Benzene NWE (green), down 13%. ” Wider economic jitters could potentially affect demand and pricing.”
Naphtha Europe (brown dash), down 12%. ” Market is again bearish, and has lengthened from the previous week due to poor demand”.
Brent crude oil, down 9%.
PTA China (red), down 3%. “Some players expect a downward correction, while others see prices continuing to rise amid firm PX costs”.
UPDATE. Worryingly, Swisss firm Clariant became the first chemical company to issue a profit warning today, due to “order sizes coming down and more insecurity in the supply chain” in Brazil, US and Europe.
Bloomberg quotes the blog adding “There appears to be no ‘seasonal surge’ in demand from Western retailers in advance of Thanksgiving and Christmas. This is further confirmation perhaps that consumer demand is taking a real hit.”
The blog was almost alone at the end of April, when it launched the IeC Downturn Alert. Today, its fear that we are close to a global downturn has become mainstream.
As the American Chemistry Council report, “fears of another global recession are rising with several noted forecasters raising the chances of another recession to one‐in‐two“.

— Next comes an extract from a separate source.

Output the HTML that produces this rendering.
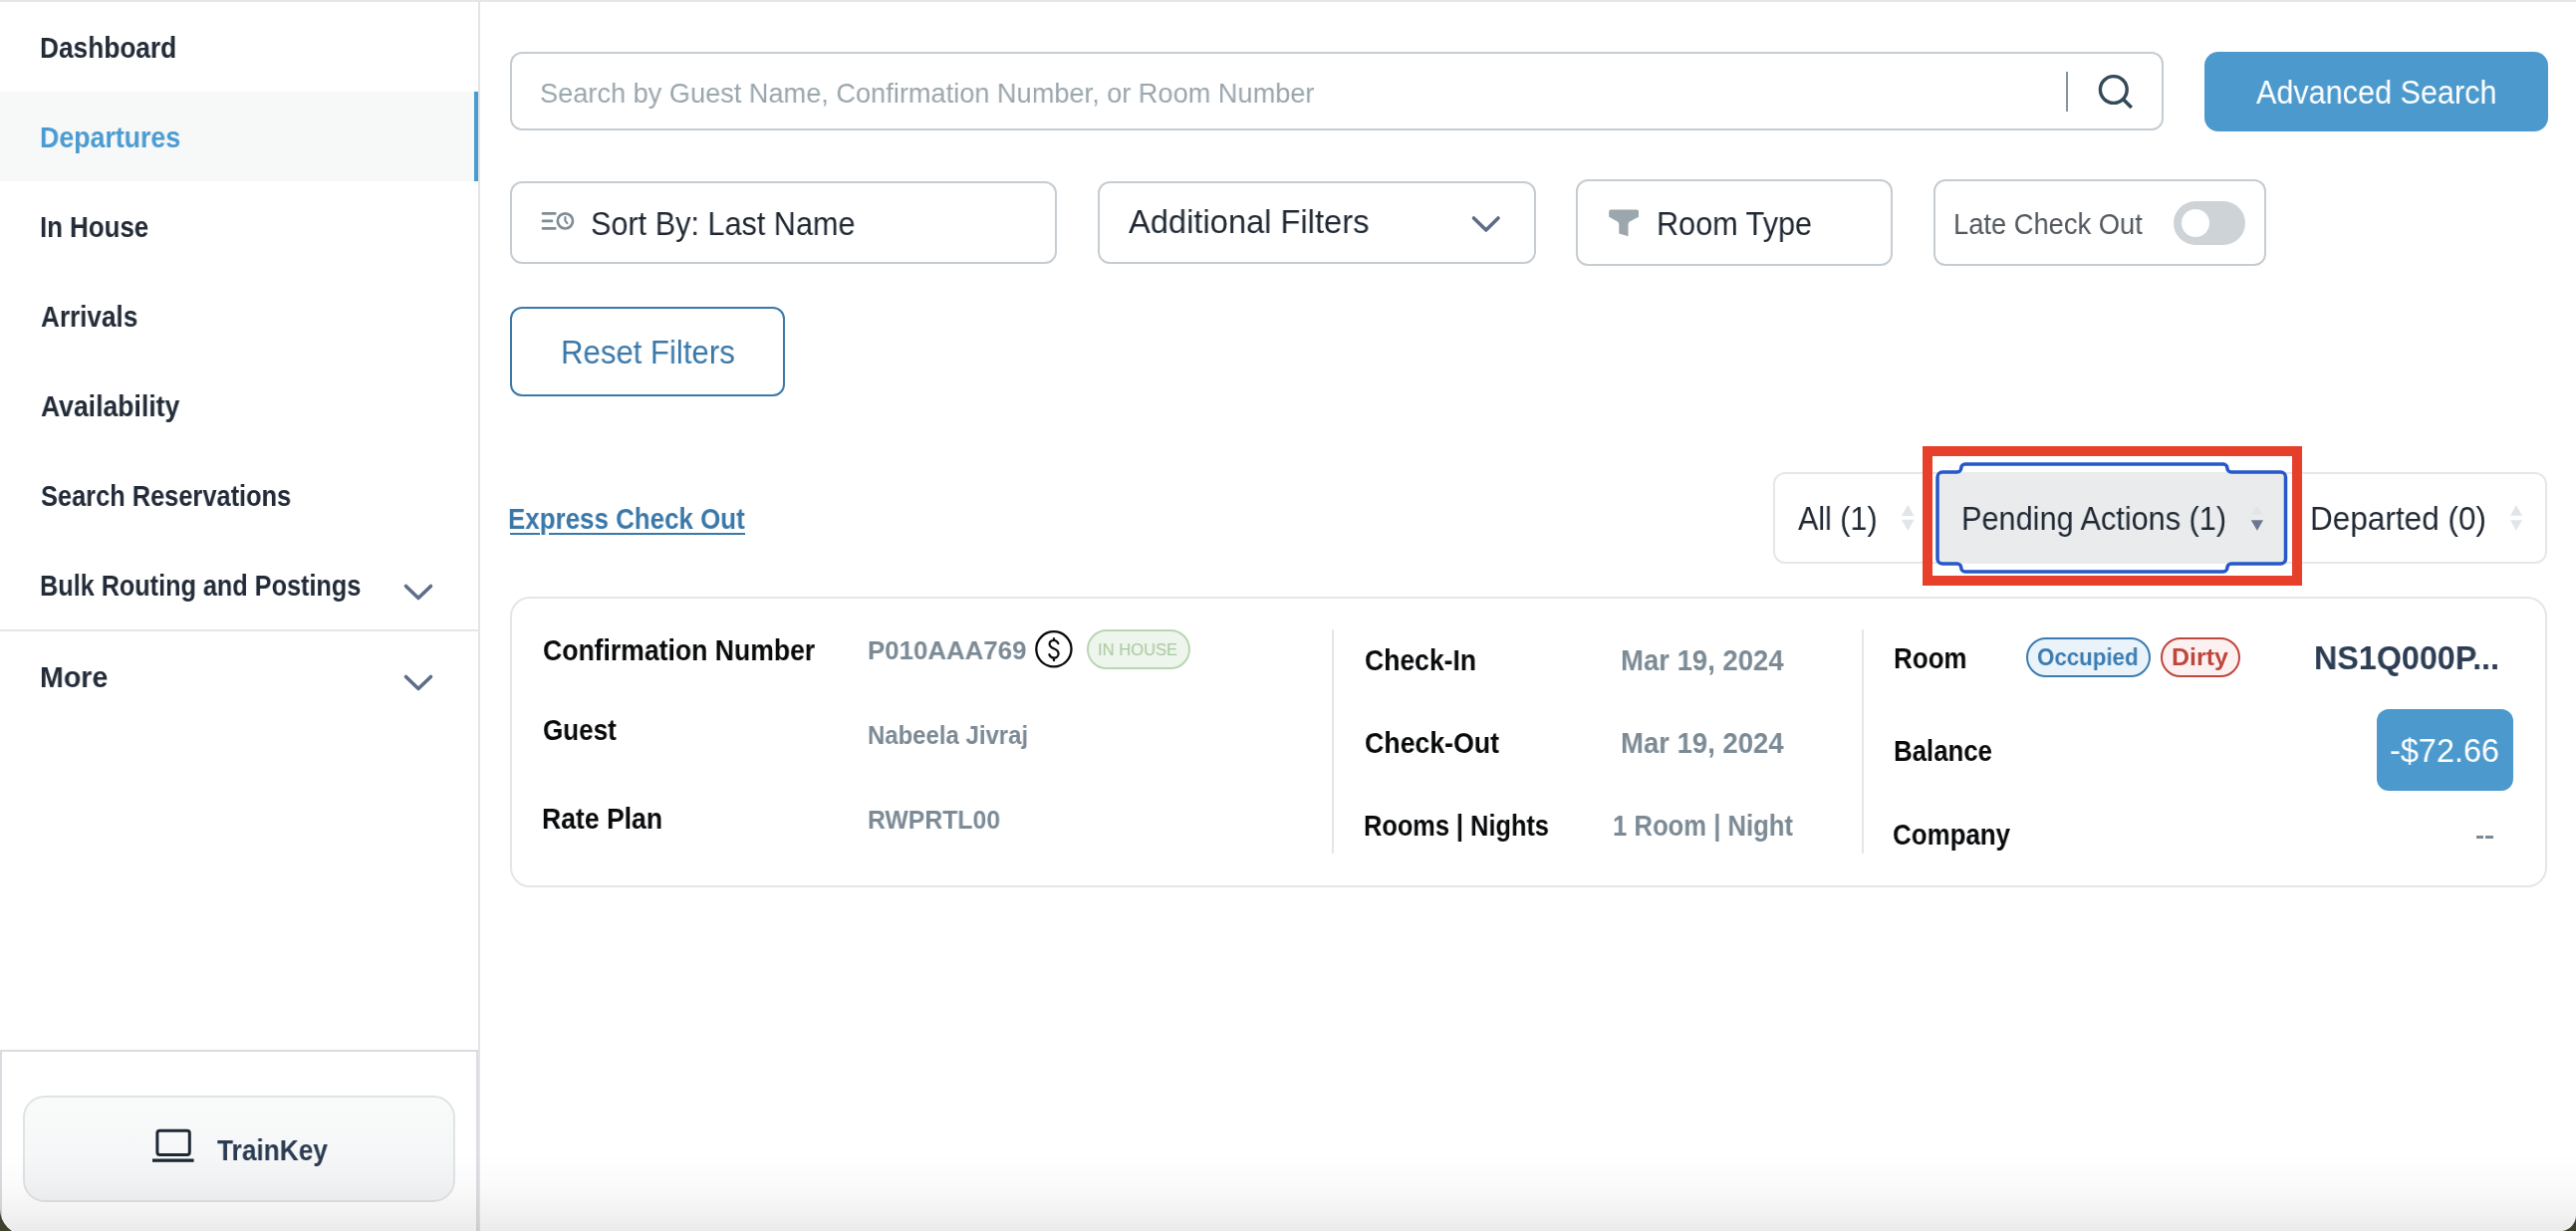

The disfunctionality of financial markets is clearly a major factor in boosting chances of a downturn:
• 75% of US equity trading in August was High Frequency Trading
• This is traders playing computer games, in micro-seconds.
• It has no value whatsoever, and clearly destabilises markets
• But Wall Street-friendly regulators continue to excuse it
In terms of chemical markets, most players have sensibly retreated to the sidelines, as ICIS pricing comments note. The chart shows how prices have moved since April, when IeC Downturn Alert launched:
Naphtha Europe (brown dash), down 16%. “Factors dampening activity include the ongoing summer holiday season, and crude oil price volatility”.
Brent crude oil, down 15%.
S&P 500 Index (pink dot), down 14%.
HDPE USA export (purple), down 13%. “Prices were assessed notionally higher based on price ideas from traders”.
PTA China (red), down 7%. ” Most buyers were pessimistic about the market outlook.”
Benzene NWE (green), down 3%. “Benzene has been incredibly resilient to the volatility seen for crude.”